A One-Page Visual Summary

Goal: go from a dataset to three polished, saved charts that together tell a story — a realistic analytics deliverable.

Make some data with a relationship worth seeing:

import pandas as pd, seaborn as sns, matplotlib.pyplot as plt
df = pd.DataFrame({
    "region": ["N","S","E","N","S","E","N","S"],
    "spend":  [200, 150, 400, 250, 180, 420, 300, 160],
    "revenue":[1200, 800, 2100, 1500, 900, 2300, 1700, 850],
})

Comparison — revenue by region: sns.barplot(data=df, x="region", y="revenue", estimator="sum"), title it, savefig("c1.png")
Relationship — does spend drive revenue? sns.scatterplot(data=df, x="spend", y="revenue", hue="region"), save as c2.png
Distribution — spread of revenue: sns.boxplot(data=df, x="region", y="revenue"), save as c3.png
Open the three PNGs — that's a visual narrative: who's biggest, what drives sales, how consistent each region is

Comparison, relationship, distribution — three lenses on the same data. Picking the right chart for the question is the real craft, and you just practised all three.

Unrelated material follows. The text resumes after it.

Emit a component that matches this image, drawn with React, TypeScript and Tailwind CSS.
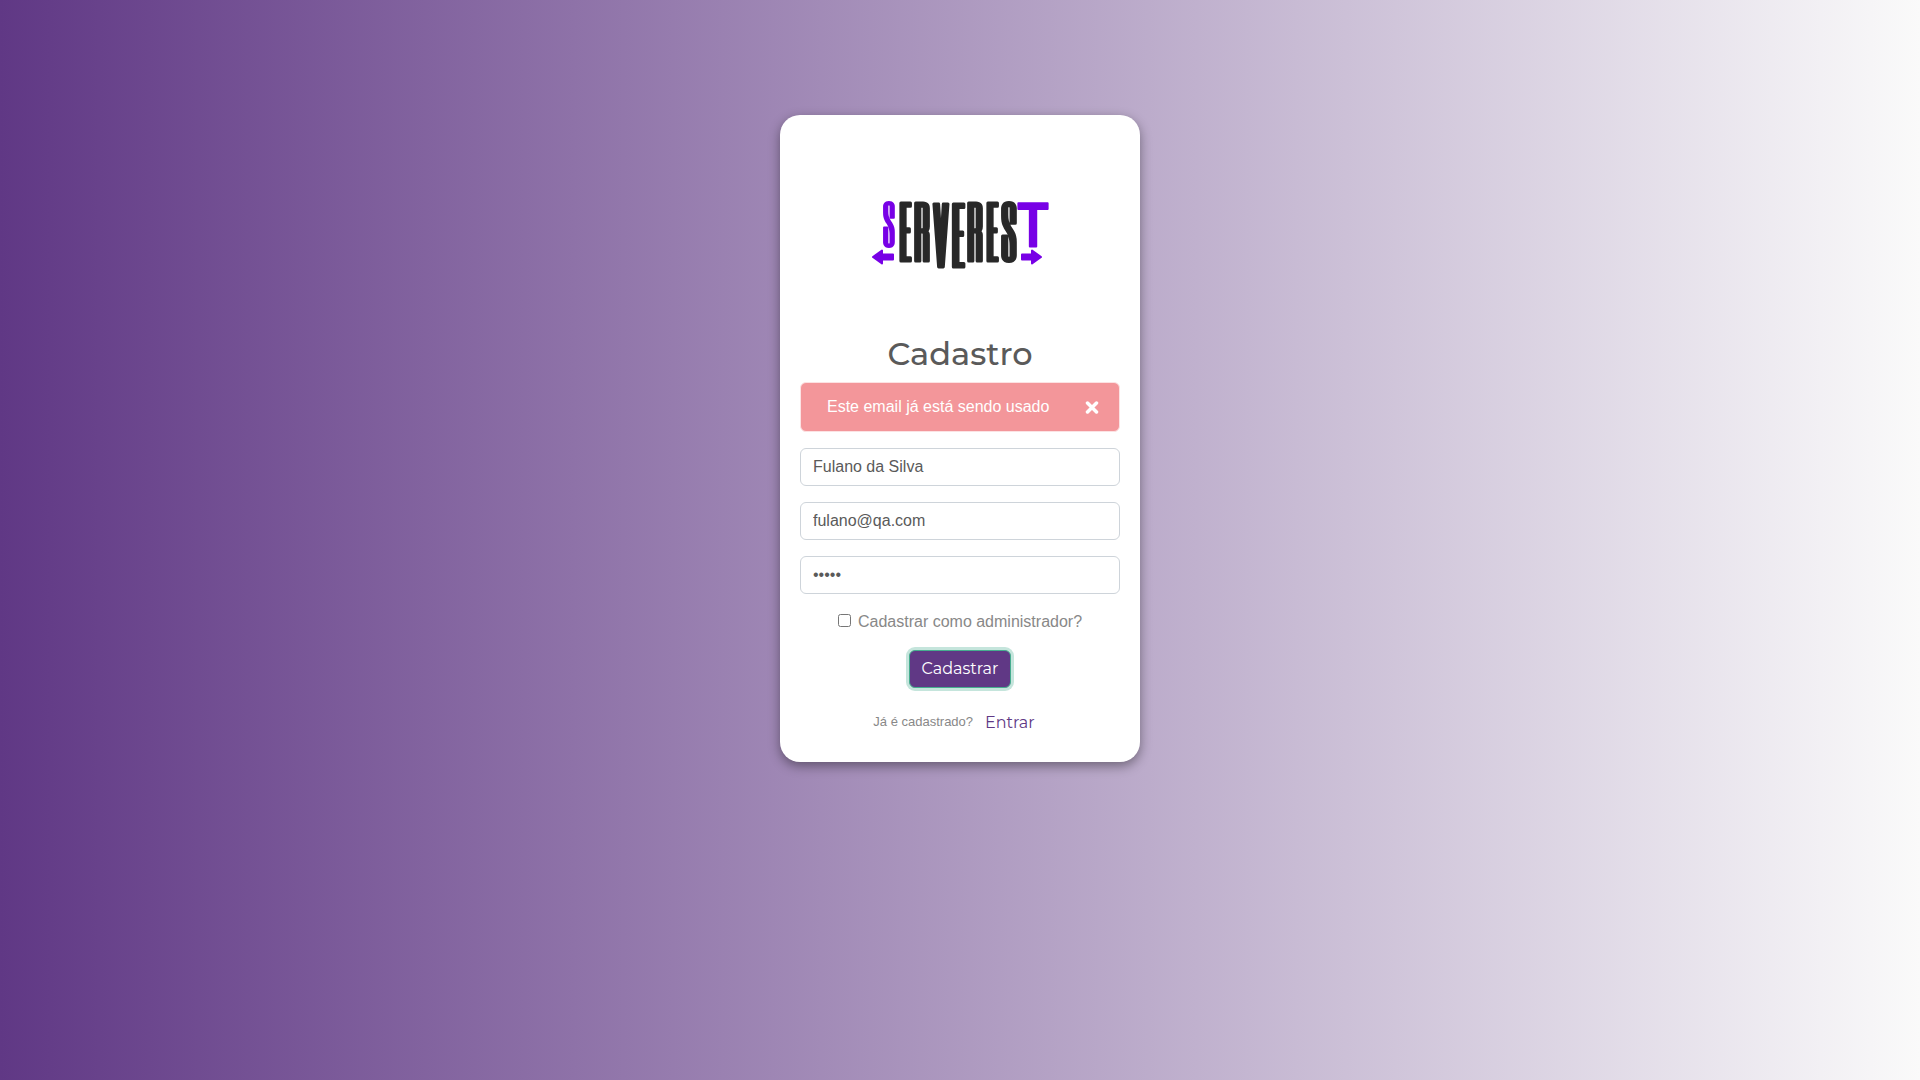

You can produce quick exploratory plots off a DataFrame, reach for seaborn when you want statistical charts that look good, and polish + save a figure for an audience. You can now turn analysis into something a stakeholder actually feels.

Take the scatter from the project and add a trend line to make the relationship undeniable: sns.regplot(data=df, x="spend", y="revenue") fits and draws a regression line through the points. You're now visualising a prediction — a natural bridge into the final chapter, where you'll fit that line as a real model and use it to forecast.